**WORK TO COMPLETE**.
Set down each line of the material that follows, exactly, with no pictures.
MATERIAL start
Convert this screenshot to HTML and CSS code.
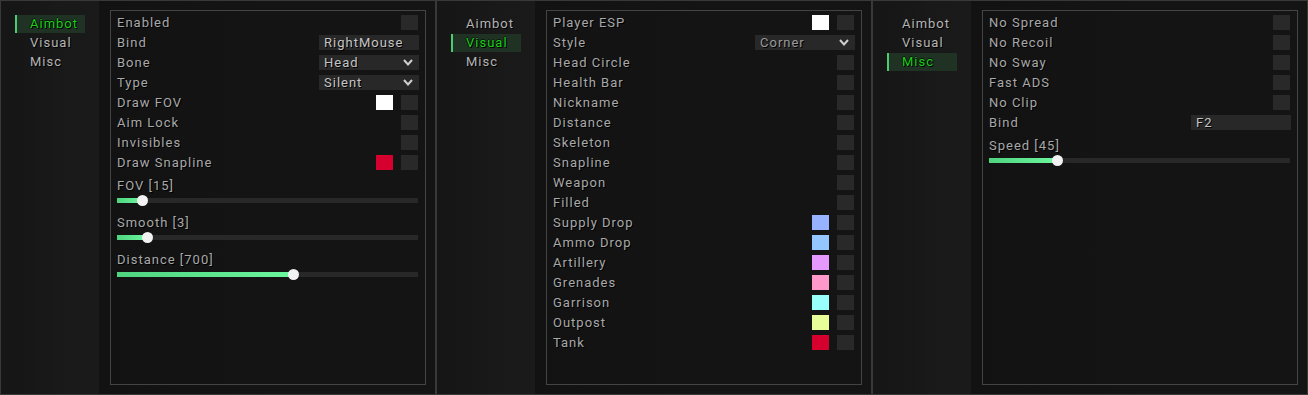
FILE: index.html
```html
<!DOCTYPE html>
<html lang="en">
  <head>
    <meta charset="utf-8" />
    <title>Menu</title>
    <link rel="stylesheet" href="styles.css">
  </head>
  <body>
    <div class="menus">

      <!-- ====== AIMBOT ====== -->
      <section class="menu">
        <nav class="tabs">
          <div class="tab active">Aimbot</div>
          <div class="tab">Visual</div>
          <div class="tab">Misc</div>
        </nav>
        <div class="content">
          <div class="box">
            <div class="row"><span class="label">Enabled</span><span class="check"></span></div>
            <div class="row"><span class="label">Bind</span><span class="input">RightMouse</span></div>
            <div class="row"><span class="label">Bone</span>
              <span class="input combo">Head<svg class="chev" width="10" height="7" viewBox="0 0 10 7"><polyline points="1,1 5,5.5 9,1" /></svg></span></div>
            <div class="row"><span class="label">Type</span>
              <span class="input combo">Silent<svg class="chev" width="10" height="7" viewBox="0 0 10 7"><polyline points="1,1 5,5.5 9,1" /></svg></span></div>
            <div class="row"><span class="label">Draw FOV</span><span class="swatch" style="background:#ffffff"></span><span class="check"></span></div>
            <div class="row"><span class="label">Aim Lock</span><span class="check"></span></div>
            <div class="row"><span class="label">Invisibles</span><span class="check"></span></div>
            <div class="row"><span class="label">Draw Snapline</span><span class="swatch" style="background:#d5002e"></span><span class="check"></span></div>
            <div class="slider">
              <div class="label">FOV [15]</div>
              <div class="track"><div class="fill" style="width:8.2%"></div></div>
            </div>
            <div class="slider">
              <div class="label">Smooth [3]</div>
              <div class="track"><div class="fill" style="width:9.9%"></div></div>
            </div>
            <div class="slider">
              <div class="label">Distance [700]</div>
              <div class="track"><div class="fill" style="width:58.6%"></div></div>
            </div>
          </div>
        </div>
      </section>

      <!-- ====== VISUAL ====== -->
      <section class="menu">
        <nav class="tabs">
          <div class="tab">Aimbot</div>
          <div class="tab active">Visual</div>
          <div class="tab">Misc</div>
        </nav>
        <div class="content">
          <div class="box">
            <div class="row"><span class="label">Player ESP</span><span class="swatch" style="background:#ffffff"></span><span class="check"></span></div>
            <div class="row"><span class="label">Style</span>
              <span class="input combo dim">Corner<svg class="chev" width="10" height="7" viewBox="0 0 10 7"><polyline points="1,1 5,5.5 9,1" /></svg></span></div>
            <div class="row"><span class="label">Head Circle</span><span class="check"></span></div>
            <div class="row"><span class="label">Health Bar</span><span class="check"></span></div>
            <div class="row"><span class="label">Nickname</span><span class="check"></span></div>
            <div class="row"><span class="label">Distance</span><span class="check"></span></div>
            <div class="row"><span class="label">Skeleton</span><span class="check"></span></div>
            <div class="row"><span class="label">Snapline</span><span class="check"></span></div>
            <div class="row"><span class="label">Weapon</span><span class="check"></span></div>
            <div class="row"><span class="label">Filled</span><span class="check"></span></div>
            <div class="row"><span class="label">Supply Drop</span><span class="swatch" style="background:#97b2ff"></span><span class="check"></span></div>
            <div class="row"><span class="label">Ammo Drop</span><span class="swatch" style="background:#94c7ff"></span><span class="check"></span></div>
            <div class="row"><span class="label">Artillery</span><span class="swatch" style="background:#e699fc"></span><span class="check"></span></div>
            <div class="row"><span class="label">Grenades</span><span class="swatch" style="background:#ff99cc"></span><span class="check"></span></div>
            <div class="row"><span class="label">Garrison</span><span class="swatch" style="background:#99fffc"></span><span class="check"></span></div>
            <div class="row"><span class="label">Outpost</span><span class="swatch" style="background:#e8ff99"></span><span class="check"></span></div>
            <div class="row"><span class="label">Tank</span><span class="swatch" style="background:#d5002e"></span><span class="check"></span></div>
          </div>
        </div>
      </section>

      <!-- ====== MISC ====== -->
      <section class="menu">
        <nav class="tabs">
          <div class="tab">Aimbot</div>
          <div class="tab">Visual</div>
          <div class="tab active">Misc</div>
        </nav>
        <div class="content">
          <div class="box">
            <div class="row"><span class="label">No Spread</span><span class="check"></span></div>
            <div class="row"><span class="label">No Recoil</span><span class="check"></span></div>
            <div class="row"><span class="label">No Sway</span><span class="check"></span></div>
            <div class="row"><span class="label">Fast ADS</span><span class="check"></span></div>
            <div class="row"><span class="label">No Clip</span><span class="check"></span></div>
            <div class="row"><span class="label">Bind</span><span class="input">F2</span></div>
            <div class="slider">
              <div class="label">Speed [45]</div>
              <div class="track"><div class="fill" style="width:22.6%"></div></div>
            </div>
          </div>
        </div>
      </section>

    </div>
  </body>
</html>
```

FILE: styles.css
```css
body {
  margin: 0;
  background-color: #141414;
  font-family: Roboto, "Liberation Sans", sans-serif;
  font-size: 13px;
  letter-spacing: 1px;
  color: #a8a8a8;
}

.menus {
  display: flex;
}

.menu {
  width: 436px;
  height: 395px;
  box-sizing: border-box;
  border: 1px solid #393939;
  display: flex;
  background: #141414;
}

/* left tab column */
.tabs {
  width: 98px;
  box-sizing: border-box;
  padding: 14px 0 0 14px;
  display: flex;
  flex-direction: column;
  gap: 1px;
  background: linear-gradient(to right, #161616 0%, #171717 30%, #191919 60%, #1a1a1a 100%);
}

.tab {
  width: 70px;
  height: 18px;
  line-height: 18px;
  box-sizing: border-box;
  padding-left: 15px;
  color: #b4b4b4;
  text-shadow: 1px 1px 0 #000;
}

.tab.active {
  background: #1f3224;
  border-left: 2px solid #4ccc70;
  padding-left: 13px;
  color: #1fcc1f;
  text-shadow: 1px 1px 0 #000, -1px 0 0 #061806, 0 -1px 0 #061806;
}

/* right side */
.content {
  flex: 1;
  padding: 9px 9px 9px 11px;
  display: flex;
  background: linear-gradient(to right, #121212 0%, #131313 20%, #141414 50%, #141414 100%);
}

.box {
  flex: 1;
  border: 1px solid #444444;
  padding: 4px 6px 0 6px;
  display: flex;
  flex-direction: column;
  gap: 5px;
}

.row {
  height: 15px;
  display: flex;
  align-items: center;
}

.label {
  flex: 1;
  line-height: 15px;
  white-space: nowrap;
  text-shadow: 1px 1px 0 #000;
}

.check {
  width: 17px;
  height: 15px;
  margin-right: 1px;
  background: #292929;
}

.swatch {
  width: 17px;
  height: 15px;
  margin-right: 8px;
}

.input {
  width: 100px;
  height: 15px;
  line-height: 15px;
  box-sizing: border-box;
  padding: 0 6px 0 5px;
  background: #282828;
  color: #c4c4c4;
  text-shadow: 1px 1px 0 #000;
  display: flex;
  align-items: center;
}

.input.dim {
  color: #9a9a9a;
}

.combo {
  justify-content: space-between;
}

.chev polyline {
  fill: none;
  stroke: #cfcfcf;
  stroke-width: 2;
}

/* sliders */
.slider {
  padding-top: 3px;
}

.slider .label {
  display: block;
}

.track {
  position: relative;
  height: 5px;
  margin: 5px 1px 4px 0;
  background: #282828;
}

.fill {
  height: 100%;
  position: relative;
  background: linear-gradient(to right, #4fd37f, #6cf79e);
}

.fill::after {
  content: "";
  position: absolute;
  right: -6px;
  top: -3px;
  width: 11px;
  height: 11px;
  border-radius: 50%;
  background: #f2f2f2;
}
```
MATERIAL end
**RESULT FOR THIS TASK**.
Convert this screenshot to HTML and CSS code.
FILE: index.html
```html
<!DOCTYPE html>
<html lang="en">
  <head>
    <meta charset="utf-8" />
    <title>Menu</title>
    <link rel="stylesheet" href="styles.css">
  </head>
  <body>
    <div class="menus">

      <!-- ====== AIMBOT ====== -->
      <section class="menu">
        <nav class="tabs">
          <div class="tab active">Aimbot</div>
          <div class="tab">Visual</div>
          <div class="tab">Misc</div>
        </nav>
        <div class="content">
          <div class="box">
            <div class="row"><span class="label">Enabled</span><span class="check"></span></div>
            <div class="row"><span class="label">Bind</span><span class="input">RightMouse</span></div>
            <div class="row"><span class="label">Bone</span>
              <span class="input combo">Head<svg class="chev" width="10" height="7" viewBox="0 0 10 7"><polyline points="1,1 5,5.5 9,1" /></svg></span></div>
            <div class="row"><span class="label">Type</span>
              <span class="input combo">Silent<svg class="chev" width="10" height="7" viewBox="0 0 10 7"><polyline points="1,1 5,5.5 9,1" /></svg></span></div>
            <div class="row"><span class="label">Draw FOV</span><span class="swatch" style="background:#ffffff"></span><span class="check"></span></div>
            <div class="row"><span class="label">Aim Lock</span><span class="check"></span></div>
            <div class="row"><span class="label">Invisibles</span><span class="check"></span></div>
            <div class="row"><span class="label">Draw Snapline</span><span class="swatch" style="background:#d5002e"></span><span class="check"></span></div>
            <div class="slider">
              <div class="label">FOV [15]</div>
              <div class="track"><div class="fill" style="width:8.2%"></div></div>
            </div>
            <div class="slider">
              <div class="label">Smooth [3]</div>
              <div class="track"><div class="fill" style="width:9.9%"></div></div>
            </div>
            <div class="slider">
              <div class="label">Distance [700]</div>
              <div class="track"><div class="fill" style="width:58.6%"></div></div>
            </div>
          </div>
        </div>
      </section>

      <!-- ====== VISUAL ====== -->
      <section class="menu">
        <nav class="tabs">
          <div class="tab">Aimbot</div>
          <div class="tab active">Visual</div>
          <div class="tab">Misc</div>
        </nav>
        <div class="content">
          <div class="box">
            <div class="row"><span class="label">Player ESP</span><span class="swatch" style="background:#ffffff"></span><span class="check"></span></div>
            <div class="row"><span class="label">Style</span>
              <span class="input combo dim">Corner<svg class="chev" width="10" height="7" viewBox="0 0 10 7"><polyline points="1,1 5,5.5 9,1" /></svg></span></div>
            <div class="row"><span class="label">Head Circle</span><span class="check"></span></div>
            <div class="row"><span class="label">Health Bar</span><span class="check"></span></div>
            <div class="row"><span class="label">Nickname</span><span class="check"></span></div>
            <div class="row"><span class="label">Distance</span><span class="check"></span></div>
            <div class="row"><span class="label">Skeleton</span><span class="check"></span></div>
            <div class="row"><span class="label">Snapline</span><span class="check"></span></div>
            <div class="row"><span class="label">Weapon</span><span class="check"></span></div>
            <div class="row"><span class="label">Filled</span><span class="check"></span></div>
            <div class="row"><span class="label">Supply Drop</span><span class="swatch" style="background:#97b2ff"></span><span class="check"></span></div>
            <div class="row"><span class="label">Ammo Drop</span><span class="swatch" style="background:#94c7ff"></span><span class="check"></span></div>
            <div class="row"><span class="label">Artillery</span><span class="swatch" style="background:#e699fc"></span><span class="check"></span></div>
            <div class="row"><span class="label">Grenades</span><span class="swatch" style="background:#ff99cc"></span><span class="check"></span></div>
            <div class="row"><span class="label">Garrison</span><span class="swatch" style="background:#99fffc"></span><span class="check"></span></div>
            <div class="row"><span class="label">Outpost</span><span class="swatch" style="background:#e8ff99"></span><span class="check"></span></div>
            <div class="row"><span class="label">Tank</span><span class="swatch" style="background:#d5002e"></span><span class="check"></span></div>
          </div>
        </div>
      </section>

      <!-- ====== MISC ====== -->
      <section class="menu">
        <nav class="tabs">
          <div class="tab">Aimbot</div>
          <div class="tab">Visual</div>
          <div class="tab active">Misc</div>
        </nav>
        <div class="content">
          <div class="box">
            <div class="row"><span class="label">No Spread</span><span class="check"></span></div>
            <div class="row"><span class="label">No Recoil</span><span class="check"></span></div>
            <div class="row"><span class="label">No Sway</span><span class="check"></span></div>
            <div class="row"><span class="label">Fast ADS</span><span class="check"></span></div>
            <div class="row"><span class="label">No Clip</span><span class="check"></span></div>
            <div class="row"><span class="label">Bind</span><span class="input">F2</span></div>
            <div class="slider">
              <div class="label">Speed [45]</div>
              <div class="track"><div class="fill" style="width:22.6%"></div></div>
            </div>
          </div>
        </div>
      </section>

    </div>
  </body>
</html>
```

FILE: styles.css
```css
body {
  margin: 0;
  background-color: #141414;
  font-family: Roboto, "Liberation Sans", sans-serif;
  font-size: 13px;
  letter-spacing: 1px;
  color: #a8a8a8;
}

.menus {
  display: flex;
}

.menu {
  width: 436px;
  height: 395px;
  box-sizing: border-box;
  border: 1px solid #393939;
  display: flex;
  background: #141414;
}

/* left tab column */
.tabs {
  width: 98px;
  box-sizing: border-box;
  padding: 14px 0 0 14px;
  display: flex;
  flex-direction: column;
  gap: 1px;
  background: linear-gradient(to right, #161616 0%, #171717 30%, #191919 60%, #1a1a1a 100%);
}

.tab {
  width: 70px;
  height: 18px;
  line-height: 18px;
  box-sizing: border-box;
  padding-left: 15px;
  color: #b4b4b4;
  text-shadow: 1px 1px 0 #000;
}

.tab.active {
  background: #1f3224;
  border-left: 2px solid #4ccc70;
  padding-left: 13px;
  color: #1fcc1f;
  text-shadow: 1px 1px 0 #000, -1px 0 0 #061806, 0 -1px 0 #061806;
}

/* right side */
.content {
  flex: 1;
  padding: 9px 9px 9px 11px;
  display: flex;
  background: linear-gradient(to right, #121212 0%, #131313 20%, #141414 50%, #141414 100%);
}

.box {
  flex: 1;
  border: 1px solid #444444;
  padding: 4px 6px 0 6px;
  display: flex;
  flex-direction: column;
  gap: 5px;
}

.row {
  height: 15px;
  display: flex;
  align-items: center;
}

.label {
  flex: 1;
  line-height: 15px;
  white-space: nowrap;
  text-shadow: 1px 1px 0 #000;
}

.check {
  width: 17px;
  height: 15px;
  margin-right: 1px;
  background: #292929;
}

.swatch {
  width: 17px;
  height: 15px;
  margin-right: 8px;
}

.input {
  width: 100px;
  height: 15px;
  line-height: 15px;
  box-sizing: border-box;
  padding: 0 6px 0 5px;
  background: #282828;
  color: #c4c4c4;
  text-shadow: 1px 1px 0 #000;
  display: flex;
  align-items: center;
}

.input.dim {
  color: #9a9a9a;
}

.combo {
  justify-content: space-between;
}

.chev polyline {
  fill: none;
  stroke: #cfcfcf;
  stroke-width: 2;
}

/* sliders */
.slider {
  padding-top: 3px;
}

.slider .label {
  display: block;
}

.track {
  position: relative;
  height: 5px;
  margin: 5px 1px 4px 0;
  background: #282828;
}

.fill {
  height: 100%;
  position: relative;
  background: linear-gradient(to right, #4fd37f, #6cf79e);
}

.fill::after {
  content: "";
  position: absolute;
  right: -6px;
  top: -3px;
  width: 11px;
  height: 11px;
  border-radius: 50%;
  background: #f2f2f2;
}
```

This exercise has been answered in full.